[Pages as source code]
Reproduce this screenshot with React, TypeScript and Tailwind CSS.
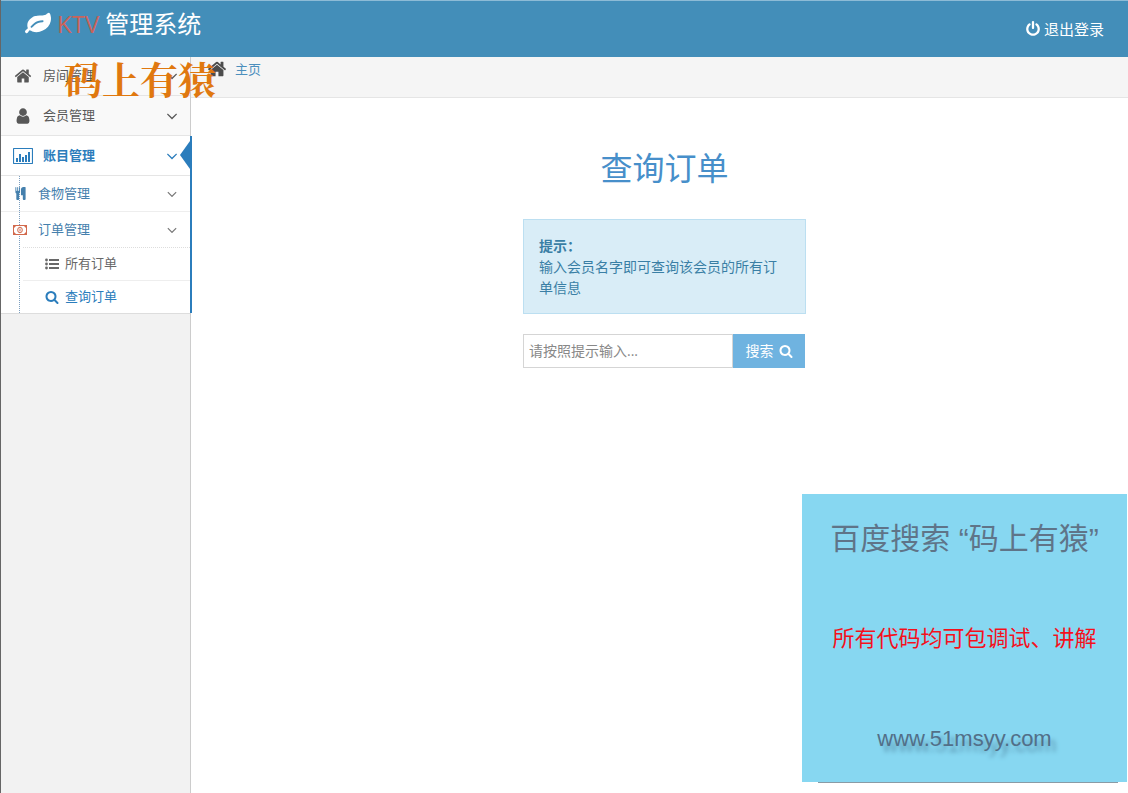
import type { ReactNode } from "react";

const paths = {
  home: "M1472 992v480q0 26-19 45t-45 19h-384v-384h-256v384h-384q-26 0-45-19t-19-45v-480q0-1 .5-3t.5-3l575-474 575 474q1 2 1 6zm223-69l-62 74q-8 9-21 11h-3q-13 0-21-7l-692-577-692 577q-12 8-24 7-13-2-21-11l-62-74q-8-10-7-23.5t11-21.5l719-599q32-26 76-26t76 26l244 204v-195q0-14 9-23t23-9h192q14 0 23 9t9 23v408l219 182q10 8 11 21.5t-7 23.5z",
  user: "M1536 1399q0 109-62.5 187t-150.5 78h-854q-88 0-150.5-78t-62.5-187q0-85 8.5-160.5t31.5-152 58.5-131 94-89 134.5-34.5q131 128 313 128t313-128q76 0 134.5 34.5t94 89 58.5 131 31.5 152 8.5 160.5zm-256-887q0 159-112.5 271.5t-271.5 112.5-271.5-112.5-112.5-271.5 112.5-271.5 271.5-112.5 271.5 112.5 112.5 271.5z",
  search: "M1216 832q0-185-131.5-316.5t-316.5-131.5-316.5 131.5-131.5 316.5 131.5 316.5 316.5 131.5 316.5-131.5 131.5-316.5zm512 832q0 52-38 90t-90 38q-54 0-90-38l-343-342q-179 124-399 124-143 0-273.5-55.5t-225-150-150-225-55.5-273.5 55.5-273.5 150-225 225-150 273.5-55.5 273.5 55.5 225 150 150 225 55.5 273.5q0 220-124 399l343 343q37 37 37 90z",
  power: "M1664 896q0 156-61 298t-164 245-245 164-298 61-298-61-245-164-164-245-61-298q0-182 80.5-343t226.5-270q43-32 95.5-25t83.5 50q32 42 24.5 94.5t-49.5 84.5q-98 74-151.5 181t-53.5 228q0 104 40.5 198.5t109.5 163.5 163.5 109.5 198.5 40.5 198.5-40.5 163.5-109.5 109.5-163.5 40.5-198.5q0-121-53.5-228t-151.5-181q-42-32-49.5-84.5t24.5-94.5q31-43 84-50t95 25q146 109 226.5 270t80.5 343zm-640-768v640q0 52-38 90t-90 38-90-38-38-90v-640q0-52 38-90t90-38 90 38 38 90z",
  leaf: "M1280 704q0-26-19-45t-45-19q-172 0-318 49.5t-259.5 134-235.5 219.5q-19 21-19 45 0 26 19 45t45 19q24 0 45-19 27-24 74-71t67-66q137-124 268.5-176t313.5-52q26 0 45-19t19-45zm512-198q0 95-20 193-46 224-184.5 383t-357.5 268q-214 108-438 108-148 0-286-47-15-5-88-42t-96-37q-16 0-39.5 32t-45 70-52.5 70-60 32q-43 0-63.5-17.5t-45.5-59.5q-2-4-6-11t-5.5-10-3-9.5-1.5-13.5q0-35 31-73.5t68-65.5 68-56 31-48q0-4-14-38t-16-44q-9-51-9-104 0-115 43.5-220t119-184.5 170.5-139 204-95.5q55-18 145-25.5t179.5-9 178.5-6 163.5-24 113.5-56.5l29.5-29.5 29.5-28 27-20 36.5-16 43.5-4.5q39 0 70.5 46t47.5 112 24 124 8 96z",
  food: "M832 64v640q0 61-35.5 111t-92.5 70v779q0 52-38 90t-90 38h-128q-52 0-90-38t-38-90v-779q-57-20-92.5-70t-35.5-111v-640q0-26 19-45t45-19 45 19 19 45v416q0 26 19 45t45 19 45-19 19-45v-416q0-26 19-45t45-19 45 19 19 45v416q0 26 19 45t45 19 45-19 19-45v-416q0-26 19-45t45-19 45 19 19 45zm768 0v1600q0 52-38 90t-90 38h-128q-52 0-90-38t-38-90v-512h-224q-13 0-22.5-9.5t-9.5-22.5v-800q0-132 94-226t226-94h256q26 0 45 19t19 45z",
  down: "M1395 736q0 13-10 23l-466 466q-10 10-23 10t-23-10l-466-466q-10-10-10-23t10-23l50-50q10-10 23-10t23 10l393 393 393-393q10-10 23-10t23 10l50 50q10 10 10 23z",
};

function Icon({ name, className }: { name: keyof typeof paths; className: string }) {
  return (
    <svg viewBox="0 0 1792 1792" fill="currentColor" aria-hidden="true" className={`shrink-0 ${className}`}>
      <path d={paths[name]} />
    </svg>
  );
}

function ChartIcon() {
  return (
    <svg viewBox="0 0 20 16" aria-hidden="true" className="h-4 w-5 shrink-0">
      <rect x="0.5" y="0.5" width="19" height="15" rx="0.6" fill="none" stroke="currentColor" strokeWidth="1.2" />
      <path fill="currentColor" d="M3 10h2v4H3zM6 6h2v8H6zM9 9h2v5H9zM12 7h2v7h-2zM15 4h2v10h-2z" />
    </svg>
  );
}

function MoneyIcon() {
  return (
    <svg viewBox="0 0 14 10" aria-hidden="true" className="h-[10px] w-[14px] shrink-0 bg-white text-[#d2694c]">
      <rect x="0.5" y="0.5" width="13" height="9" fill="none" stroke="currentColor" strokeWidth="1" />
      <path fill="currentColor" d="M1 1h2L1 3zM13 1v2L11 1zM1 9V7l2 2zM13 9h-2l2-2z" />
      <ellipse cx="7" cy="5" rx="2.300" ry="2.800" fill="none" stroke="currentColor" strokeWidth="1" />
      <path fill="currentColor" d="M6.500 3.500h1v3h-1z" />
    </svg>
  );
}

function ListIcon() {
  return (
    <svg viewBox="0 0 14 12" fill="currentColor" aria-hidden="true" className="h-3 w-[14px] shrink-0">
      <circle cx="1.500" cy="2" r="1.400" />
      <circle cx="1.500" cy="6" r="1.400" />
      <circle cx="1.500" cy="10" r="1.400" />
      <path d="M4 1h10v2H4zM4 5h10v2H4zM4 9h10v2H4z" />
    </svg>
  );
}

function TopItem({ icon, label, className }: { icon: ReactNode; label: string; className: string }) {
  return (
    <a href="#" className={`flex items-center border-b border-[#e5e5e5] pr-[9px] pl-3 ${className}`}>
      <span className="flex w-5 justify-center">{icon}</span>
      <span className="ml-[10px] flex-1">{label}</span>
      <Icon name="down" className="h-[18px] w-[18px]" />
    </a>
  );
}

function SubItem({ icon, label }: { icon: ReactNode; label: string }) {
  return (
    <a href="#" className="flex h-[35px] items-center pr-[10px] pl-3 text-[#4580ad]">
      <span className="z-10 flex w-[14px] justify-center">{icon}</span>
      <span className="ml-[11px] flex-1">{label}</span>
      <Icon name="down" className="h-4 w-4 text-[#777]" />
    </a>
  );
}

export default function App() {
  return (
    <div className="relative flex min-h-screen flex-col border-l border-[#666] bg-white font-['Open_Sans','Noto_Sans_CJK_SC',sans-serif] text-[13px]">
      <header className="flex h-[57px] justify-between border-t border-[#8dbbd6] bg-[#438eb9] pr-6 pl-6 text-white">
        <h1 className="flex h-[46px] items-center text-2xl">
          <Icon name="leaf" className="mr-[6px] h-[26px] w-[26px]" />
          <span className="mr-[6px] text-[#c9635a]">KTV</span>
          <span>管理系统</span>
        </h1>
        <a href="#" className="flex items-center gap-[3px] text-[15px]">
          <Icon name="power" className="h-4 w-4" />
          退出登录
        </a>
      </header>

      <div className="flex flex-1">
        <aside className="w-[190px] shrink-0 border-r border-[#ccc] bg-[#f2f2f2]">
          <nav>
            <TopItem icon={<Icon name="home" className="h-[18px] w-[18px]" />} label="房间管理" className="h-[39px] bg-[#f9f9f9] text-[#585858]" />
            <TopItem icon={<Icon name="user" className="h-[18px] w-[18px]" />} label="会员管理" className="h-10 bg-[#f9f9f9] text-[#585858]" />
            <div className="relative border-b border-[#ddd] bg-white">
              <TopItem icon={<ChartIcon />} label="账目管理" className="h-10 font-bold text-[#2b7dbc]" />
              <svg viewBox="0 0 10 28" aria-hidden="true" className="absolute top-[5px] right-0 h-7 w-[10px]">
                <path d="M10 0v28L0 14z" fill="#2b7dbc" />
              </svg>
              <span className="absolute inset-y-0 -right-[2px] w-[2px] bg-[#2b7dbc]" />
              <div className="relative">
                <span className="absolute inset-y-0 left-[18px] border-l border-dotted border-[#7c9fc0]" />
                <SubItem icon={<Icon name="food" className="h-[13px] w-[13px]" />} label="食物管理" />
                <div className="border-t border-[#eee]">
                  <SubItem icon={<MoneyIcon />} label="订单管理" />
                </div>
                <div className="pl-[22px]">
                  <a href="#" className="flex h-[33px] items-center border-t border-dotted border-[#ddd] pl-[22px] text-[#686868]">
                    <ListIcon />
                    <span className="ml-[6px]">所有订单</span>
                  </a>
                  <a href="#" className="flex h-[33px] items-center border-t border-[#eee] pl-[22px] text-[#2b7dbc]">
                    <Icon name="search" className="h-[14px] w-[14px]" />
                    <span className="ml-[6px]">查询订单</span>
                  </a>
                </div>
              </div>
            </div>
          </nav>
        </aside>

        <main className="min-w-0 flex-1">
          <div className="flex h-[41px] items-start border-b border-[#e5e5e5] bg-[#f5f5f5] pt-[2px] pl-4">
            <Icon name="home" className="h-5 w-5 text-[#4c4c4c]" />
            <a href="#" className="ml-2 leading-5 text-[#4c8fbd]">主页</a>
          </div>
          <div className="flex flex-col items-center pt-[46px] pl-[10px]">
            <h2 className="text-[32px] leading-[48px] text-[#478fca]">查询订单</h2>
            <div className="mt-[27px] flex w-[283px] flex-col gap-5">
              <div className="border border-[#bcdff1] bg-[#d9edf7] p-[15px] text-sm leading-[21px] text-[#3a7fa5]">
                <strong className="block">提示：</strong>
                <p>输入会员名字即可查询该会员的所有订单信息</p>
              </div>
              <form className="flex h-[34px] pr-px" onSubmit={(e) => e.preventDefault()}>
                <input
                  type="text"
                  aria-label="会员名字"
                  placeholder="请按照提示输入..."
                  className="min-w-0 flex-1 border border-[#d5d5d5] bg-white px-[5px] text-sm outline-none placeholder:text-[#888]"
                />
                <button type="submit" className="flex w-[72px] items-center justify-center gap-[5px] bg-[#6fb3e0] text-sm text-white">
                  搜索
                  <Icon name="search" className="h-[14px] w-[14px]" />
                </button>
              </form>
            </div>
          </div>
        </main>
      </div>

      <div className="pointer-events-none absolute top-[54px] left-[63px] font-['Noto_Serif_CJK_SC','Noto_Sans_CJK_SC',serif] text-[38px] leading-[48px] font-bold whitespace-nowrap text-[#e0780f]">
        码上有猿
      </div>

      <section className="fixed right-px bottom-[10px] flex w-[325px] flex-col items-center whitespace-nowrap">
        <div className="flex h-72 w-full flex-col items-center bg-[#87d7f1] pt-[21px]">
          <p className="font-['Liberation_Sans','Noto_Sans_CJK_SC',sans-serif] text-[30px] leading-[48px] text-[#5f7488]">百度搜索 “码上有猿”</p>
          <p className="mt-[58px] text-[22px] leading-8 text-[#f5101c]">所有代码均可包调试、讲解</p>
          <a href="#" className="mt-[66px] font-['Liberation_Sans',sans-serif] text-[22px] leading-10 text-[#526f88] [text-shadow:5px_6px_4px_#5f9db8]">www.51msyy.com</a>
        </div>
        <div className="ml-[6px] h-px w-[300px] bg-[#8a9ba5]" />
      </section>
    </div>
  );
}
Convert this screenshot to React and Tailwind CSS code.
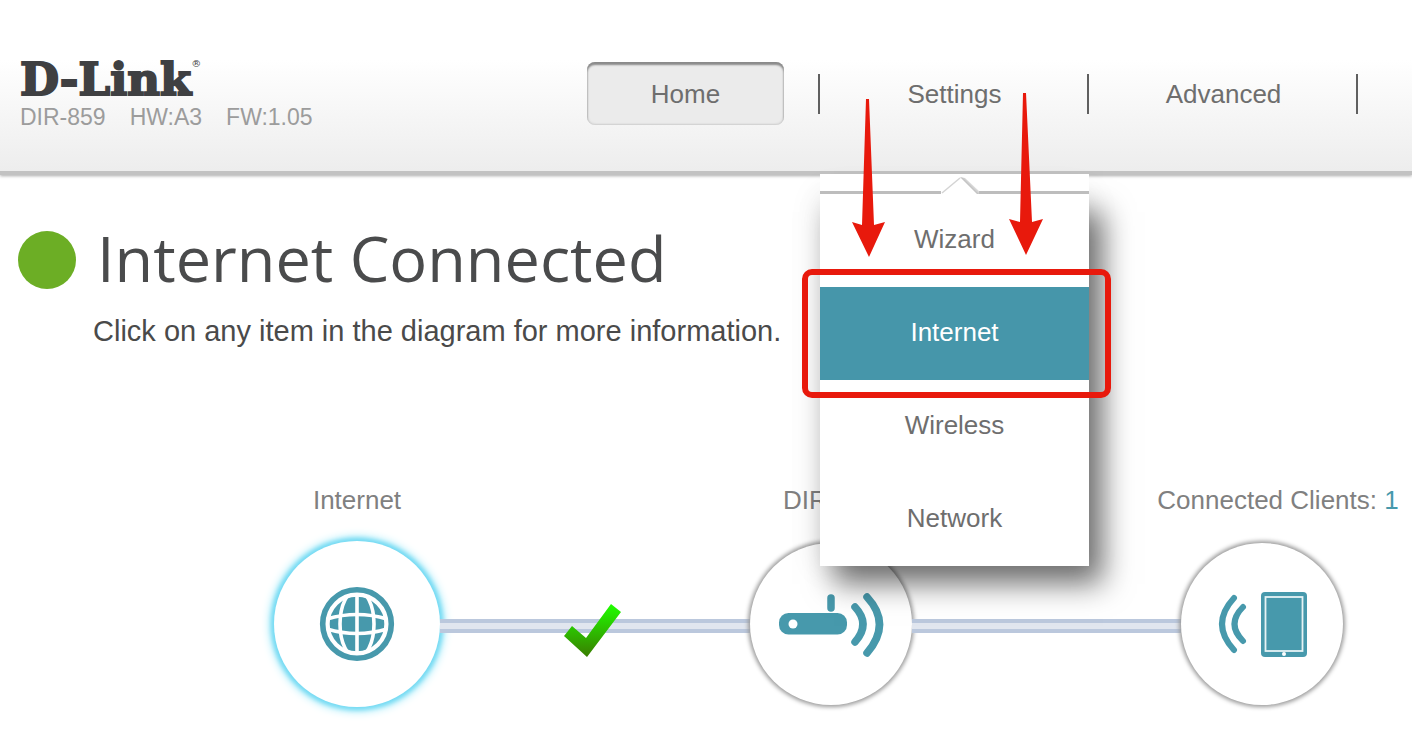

Your goal:
Find each line that has the word "this", then copy it out.

Worked solution:
Reproduce this screenshot with React, TypeScript and Tailwind CSS.
Convert this screenshot to React and Tailwind CSS code.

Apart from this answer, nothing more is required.